• **Stated task**
Make an exact copy of the data below, leaving out every picture.
--*--
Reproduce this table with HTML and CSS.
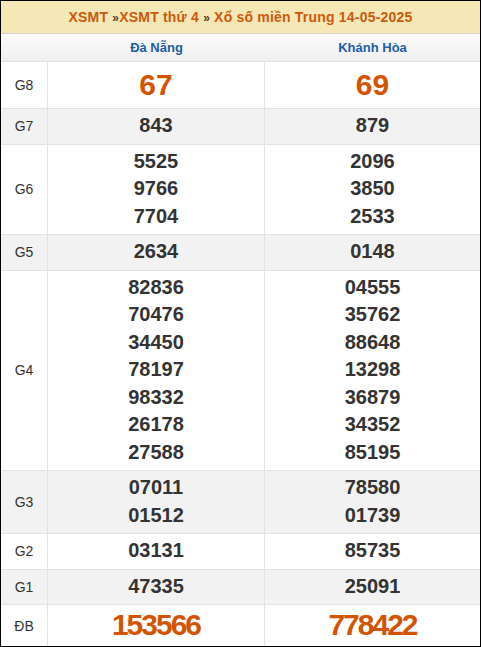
FILE: index.html
```html
<!DOCTYPE html>
<html lang="vi">
<head>
<meta charset="utf-8">
<title>XSMT thứ 4 - Xổ số miền Trung 14-05-2025</title>
<link rel="stylesheet" href="styles.css">
</head>
<body>
<div class="box">
  <h2 class="title"><a class="crumb">XSMT</a> <span class="sep">»</span><a class="crumb">XSMT thứ 4</a> <span class="sep">»</span> <a class="crumb">Xổ số miền Trung 14-05-2025</a></h2>
  <table class="kq">
    <thead>
      <tr class="prov">
        <th class="lbl"></th>
        <th class="c2">Đà Nẵng</th>
        <th class="c3">Khánh Hòa</th>
      </tr>
    </thead>
    <tbody>
      <tr class="g8">
        <td class="lbl">G8</td>
        <td class="c2"><div class="n big">67</div></td>
        <td class="c3"><div class="n big">69</div></td>
      </tr>
      <tr class="alt">
        <td class="lbl">G7</td>
        <td class="c2"><div class="n">843</div></td>
        <td class="c3"><div class="n">879</div></td>
      </tr>
      <tr>
        <td class="lbl">G6</td>
        <td class="c2"><div class="n">5525</div><div class="n">9766</div><div class="n">7704</div></td>
        <td class="c3"><div class="n">2096</div><div class="n">3850</div><div class="n">2533</div></td>
      </tr>
      <tr class="alt">
        <td class="lbl">G5</td>
        <td class="c2"><div class="n">2634</div></td>
        <td class="c3"><div class="n">0148</div></td>
      </tr>
      <tr>
        <td class="lbl">G4</td>
        <td class="c2"><div class="n">82836</div><div class="n">70476</div><div class="n">34450</div><div class="n">78197</div><div class="n">98332</div><div class="n">26178</div><div class="n">27588</div></td>
        <td class="c3"><div class="n">04555</div><div class="n">35762</div><div class="n">88648</div><div class="n">13298</div><div class="n">36879</div><div class="n">34352</div><div class="n">85195</div></td>
      </tr>
      <tr class="alt">
        <td class="lbl">G3</td>
        <td class="c2"><div class="n">07011</div><div class="n">01512</div></td>
        <td class="c3"><div class="n">78580</div><div class="n">01739</div></td>
      </tr>
      <tr>
        <td class="lbl">G2</td>
        <td class="c2"><div class="n">03131</div></td>
        <td class="c3"><div class="n">85735</div></td>
      </tr>
      <tr class="alt">
        <td class="lbl">G1</td>
        <td class="c2"><div class="n">47335</div></td>
        <td class="c3"><div class="n">25091</div></td>
      </tr>
      <tr class="db">
        <td class="lbl">ĐB</td>
        <td class="c2"><div class="n jp">153566</div></td>
        <td class="c3"><div class="n jp">778422</div></td>
      </tr>
    </tbody>
  </table>
</div>
</body>
</html>
```
FILE: styles.css
```css
html, body {
  margin: 0;
  padding: 0;
  background: #fff;
}

body {
  font-family: "Liberation Sans", Arial, sans-serif;
  color: #333;
}

.box {
  width: 481px;
  height: 647px;
  box-sizing: border-box;
  border: 1px solid #000;
  background: #fff;
  overflow: hidden;
}

.title {
  margin: 0;
  height: 32px;
  line-height: 32px;
  background: #f6e7b6;
  border-bottom: 1px solid #d2d2d2;
  text-align: center;
  font-size: 14px;
  font-weight: bold;
  letter-spacing: 0.2px;
  color: #cd5a0c;
}

.crumb {
  color: #cd5a0c;
  text-decoration: none;
}

.sep {
  color: #5a3a1a;
  font-size: 12px;
}

.kq {
  width: 479px;
  border-collapse: separate;
  border-spacing: 0;
  table-layout: fixed;
}

.kq th,
.kq td {
  box-sizing: border-box;
  padding: 0;
  text-align: center;
  vertical-align: middle;
}

.kq .lbl {
  width: 47px;
}

.kq .c2 {
  width: 217px;
}

.kq .c3 {
  width: 215px;
}

.prov th {
  height: 28px;
  font-size: 13px;
  font-weight: bold;
  color: #1c5ea9;
  background: linear-gradient(to bottom, #fcfcfc, #efefef);
  border-bottom: 1px solid #e2e2e2;
}

.kq tbody td {
  border-bottom: 1px solid #e2e2e2;
  padding: 3px 0 4px;
}

.kq tbody td.lbl,
.kq tbody td.c2 {
  border-right: 1px solid #e2e2e2;
}

.kq tbody tr.db td {
  border-bottom: 0;
}

.kq tbody td.lbl {
  font-size: 14px;
  color: #333;
  padding: 0;
}

.alt td {
  background: #f2f2f2;
}

.n {
  font-size: 20px;
  font-weight: bold;
  line-height: 27.5px;
  color: #333;
}

.n.big {
  font-size: 30px;
  line-height: 39px;
  color: #d35400;
}

.n.jp {
  font-size: 30px;
  line-height: 34px;
  letter-spacing: -2px;
  color: #d35400;
}
```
--*--
• **Written solution**
Reproduce this table with HTML and CSS.
FILE: index.html
```html
<!DOCTYPE html>
<html lang="vi">
<head>
<meta charset="utf-8">
<title>XSMT thứ 4 - Xổ số miền Trung 14-05-2025</title>
<link rel="stylesheet" href="styles.css">
</head>
<body>
<div class="box">
  <h2 class="title"><a class="crumb">XSMT</a> <span class="sep">»</span><a class="crumb">XSMT thứ 4</a> <span class="sep">»</span> <a class="crumb">Xổ số miền Trung 14-05-2025</a></h2>
  <table class="kq">
    <thead>
      <tr class="prov">
        <th class="lbl"></th>
        <th class="c2">Đà Nẵng</th>
        <th class="c3">Khánh Hòa</th>
      </tr>
    </thead>
    <tbody>
      <tr class="g8">
        <td class="lbl">G8</td>
        <td class="c2"><div class="n big">67</div></td>
        <td class="c3"><div class="n big">69</div></td>
      </tr>
      <tr class="alt">
        <td class="lbl">G7</td>
        <td class="c2"><div class="n">843</div></td>
        <td class="c3"><div class="n">879</div></td>
      </tr>
      <tr>
        <td class="lbl">G6</td>
        <td class="c2"><div class="n">5525</div><div class="n">9766</div><div class="n">7704</div></td>
        <td class="c3"><div class="n">2096</div><div class="n">3850</div><div class="n">2533</div></td>
      </tr>
      <tr class="alt">
        <td class="lbl">G5</td>
        <td class="c2"><div class="n">2634</div></td>
        <td class="c3"><div class="n">0148</div></td>
      </tr>
      <tr>
        <td class="lbl">G4</td>
        <td class="c2"><div class="n">82836</div><div class="n">70476</div><div class="n">34450</div><div class="n">78197</div><div class="n">98332</div><div class="n">26178</div><div class="n">27588</div></td>
        <td class="c3"><div class="n">04555</div><div class="n">35762</div><div class="n">88648</div><div class="n">13298</div><div class="n">36879</div><div class="n">34352</div><div class="n">85195</div></td>
      </tr>
      <tr class="alt">
        <td class="lbl">G3</td>
        <td class="c2"><div class="n">07011</div><div class="n">01512</div></td>
        <td class="c3"><div class="n">78580</div><div class="n">01739</div></td>
      </tr>
      <tr>
        <td class="lbl">G2</td>
        <td class="c2"><div class="n">03131</div></td>
        <td class="c3"><div class="n">85735</div></td>
      </tr>
      <tr class="alt">
        <td class="lbl">G1</td>
        <td class="c2"><div class="n">47335</div></td>
        <td class="c3"><div class="n">25091</div></td>
      </tr>
      <tr class="db">
        <td class="lbl">ĐB</td>
        <td class="c2"><div class="n jp">153566</div></td>
        <td class="c3"><div class="n jp">778422</div></td>
      </tr>
    </tbody>
  </table>
</div>
</body>
</html>
```
FILE: styles.css
```css
html, body {
  margin: 0;
  padding: 0;
  background: #fff;
}

body {
  font-family: "Liberation Sans", Arial, sans-serif;
  color: #333;
}

.box {
  width: 481px;
  height: 647px;
  box-sizing: border-box;
  border: 1px solid #000;
  background: #fff;
  overflow: hidden;
}

.title {
  margin: 0;
  height: 32px;
  line-height: 32px;
  background: #f6e7b6;
  border-bottom: 1px solid #d2d2d2;
  text-align: center;
  font-size: 14px;
  font-weight: bold;
  letter-spacing: 0.2px;
  color: #cd5a0c;
}

.crumb {
  color: #cd5a0c;
  text-decoration: none;
}

.sep {
  color: #5a3a1a;
  font-size: 12px;
}

.kq {
  width: 479px;
  border-collapse: separate;
  border-spacing: 0;
  table-layout: fixed;
}

.kq th,
.kq td {
  box-sizing: border-box;
  padding: 0;
  text-align: center;
  vertical-align: middle;
}

.kq .lbl {
  width: 47px;
}

.kq .c2 {
  width: 217px;
}

.kq .c3 {
  width: 215px;
}

.prov th {
  height: 28px;
  font-size: 13px;
  font-weight: bold;
  color: #1c5ea9;
  background: linear-gradient(to bottom, #fcfcfc, #efefef);
  border-bottom: 1px solid #e2e2e2;
}

.kq tbody td {
  border-bottom: 1px solid #e2e2e2;
  padding: 3px 0 4px;
}

.kq tbody td.lbl,
.kq tbody td.c2 {
  border-right: 1px solid #e2e2e2;
}

.kq tbody tr.db td {
  border-bottom: 0;
}

.kq tbody td.lbl {
  font-size: 14px;
  color: #333;
  padding: 0;
}

.alt td {
  background: #f2f2f2;
}

.n {
  font-size: 20px;
  font-weight: bold;
  line-height: 27.5px;
  color: #333;
}

.n.big {
  font-size: 30px;
  line-height: 39px;
  color: #d35400;
}

.n.jp {
  font-size: 30px;
  line-height: 34px;
  letter-spacing: -2px;
  color: #d35400;
}
```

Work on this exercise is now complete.